Much like the senior pet, a pet suffering from renal disease requires a diet low in sodium and phosphorous while limiting protein content. Add more high fiber vegetables such as canned pumpkin or squash to their meal and make sure the protein source is easy to digest such as ground chicken or turkey.
A veterinary nutritionist or holistic veterinarian is a wonderful resource to access for pets that have specific medical conditions or requirements. Feeding a high nutrient diet, exercise and maintaining an ideal body condition are always your best allies when fighting chronic conditions!
What if Homemade Pet Food is Not an Option?

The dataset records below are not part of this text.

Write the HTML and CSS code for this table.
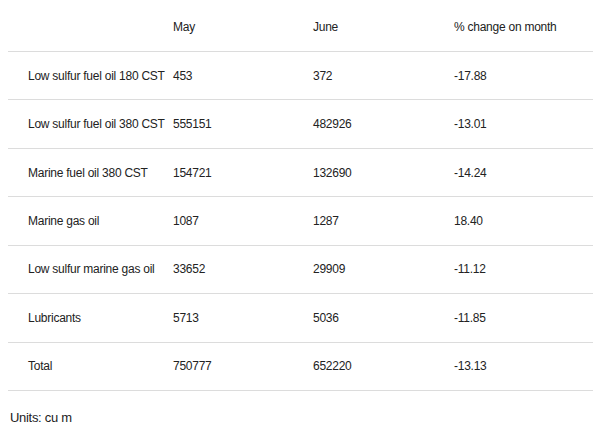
FILE: index.html
```html
<!DOCTYPE html>
<html>
<head>
<meta charset="utf-8">
<link rel="stylesheet" href="styles.css">
</head>
<body>
<div class="page">
  <div class="table">
    <div class="row head">
      <div class="cell first"></div>
      <div class="cell">May</div>
      <div class="cell">June</div>
      <div class="cell">% change on month</div>
    </div>
    <div class="row">
      <div class="cell first">Low sulfur fuel oil 180 CST</div>
      <div class="cell">453</div>
      <div class="cell">372</div>
      <div class="cell">-17.88</div>
    </div>
    <div class="row">
      <div class="cell first">Low sulfur fuel oil 380 CST</div>
      <div class="cell">555151</div>
      <div class="cell">482926</div>
      <div class="cell">-13.01</div>
    </div>
    <div class="row">
      <div class="cell first">Marine fuel oil 380 CST</div>
      <div class="cell">154721</div>
      <div class="cell">132690</div>
      <div class="cell">-14.24</div>
    </div>
    <div class="row">
      <div class="cell first">Marine gas oil</div>
      <div class="cell">1087</div>
      <div class="cell">1287</div>
      <div class="cell">18.40</div>
    </div>
    <div class="row">
      <div class="cell first">Low sulfur marine gas oil</div>
      <div class="cell">33652</div>
      <div class="cell">29909</div>
      <div class="cell">-11.12</div>
    </div>
    <div class="row">
      <div class="cell first">Lubricants</div>
      <div class="cell">5713</div>
      <div class="cell">5036</div>
      <div class="cell">-11.85</div>
    </div>
    <div class="row">
      <div class="cell first">Total</div>
      <div class="cell">750777</div>
      <div class="cell">652220</div>
      <div class="cell">-13.13</div>
    </div>
  </div>
  <div class="units">Units: cu m</div>
</div>
</body>
</html>
```

FILE: styles.css
```css
html, body {
  margin: 0;
  padding: 0;
  background: #ffffff;
}
body {
  width: 600px;
  height: 430px;
  overflow: hidden;
  font-family: "Liberation Sans", Arial, sans-serif;
  color: #222222;
}
.page {
  padding: 0 7px 0 8px;
}
.table {
  display: flex;
  flex-direction: column;
}
.row {
  display: grid;
  grid-template-columns: 157px 140px 141px 147px;
  height: 48.43px;
  box-sizing: border-box;
  border-bottom: 1px solid #dcdcdc;
  align-items: center;
  font-size: 12px;
  letter-spacing: -0.25px;
}
.row.head {
  height: 52px;
  align-items: start;
  padding-top: 19px;
}
.cell {
  padding-left: 8px;
  line-height: 16px;
  white-space: nowrap;
}
.cell.first {
  padding-left: 20px;
}
.units {
  margin-top: 19px;
  padding-left: 2px;
  font-size: 13px;
  letter-spacing: -0.3px;
  color: #222222;
}
```
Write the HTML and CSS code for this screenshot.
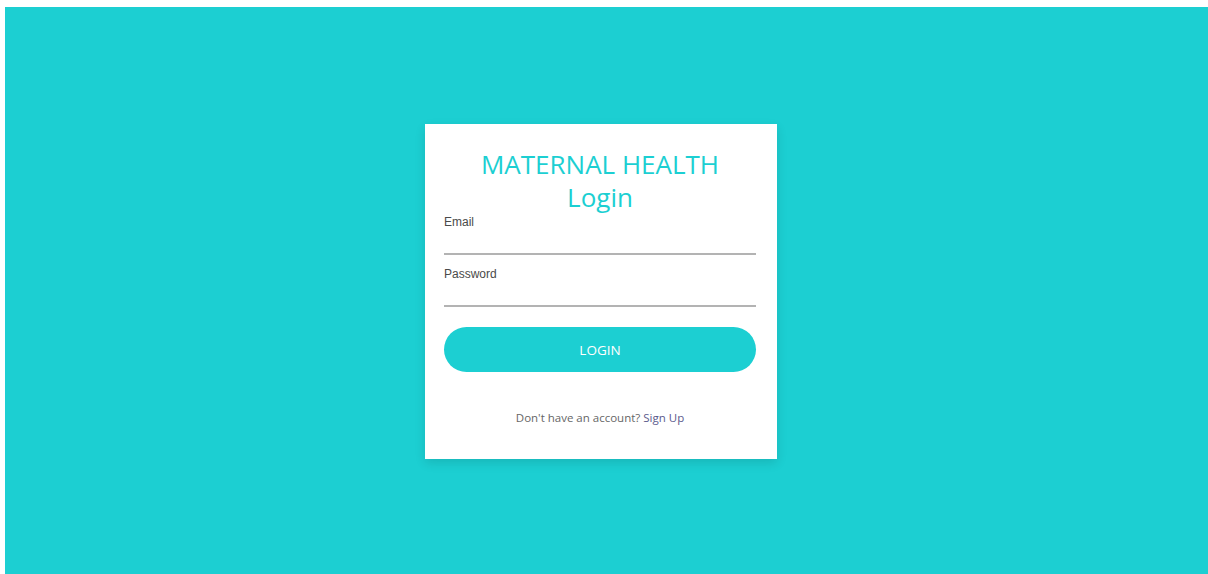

The Best Specialty Diets for your Pet
For whatever reason, if making a homemade, natural diet for your four-legged friend is not possible for you, then always choose a commercial diet that is as close to whole foods as possible. There are many prepackaged, organic, whole food, frozen or freeze dried diets on the market that are as close as you can get to homemade and yet are almost as convenient as kibble. These foods are available in puppy, adult and senior formulas although not all address specific nutritional needs for dogs requiring specialty diets. Surprisingly, many of them are not much better than common commercial brands so do your research. Buyer Beware!
No matter what you decide to feed your pet, always buy the best quality food available and research the ingredients and any available dietary information. Feed within the recommended amounts and watch your pet closely for either weight loss or weight gain when switching foods as the quality of the caloric content may change how they use the energy from the food. Adjusting your pet’s caloric requirement each day, dependent on his body condition and energy output, guarantees he will maintain an ideal weight.
Feeding your pet properly does not take a degree in animal nutrition. It takes common sense, a bit of research and knowledge and a few minutes each day to prepare. Feed him well and love him more – your four-legged companion will reward you with years of happiness, love and good health!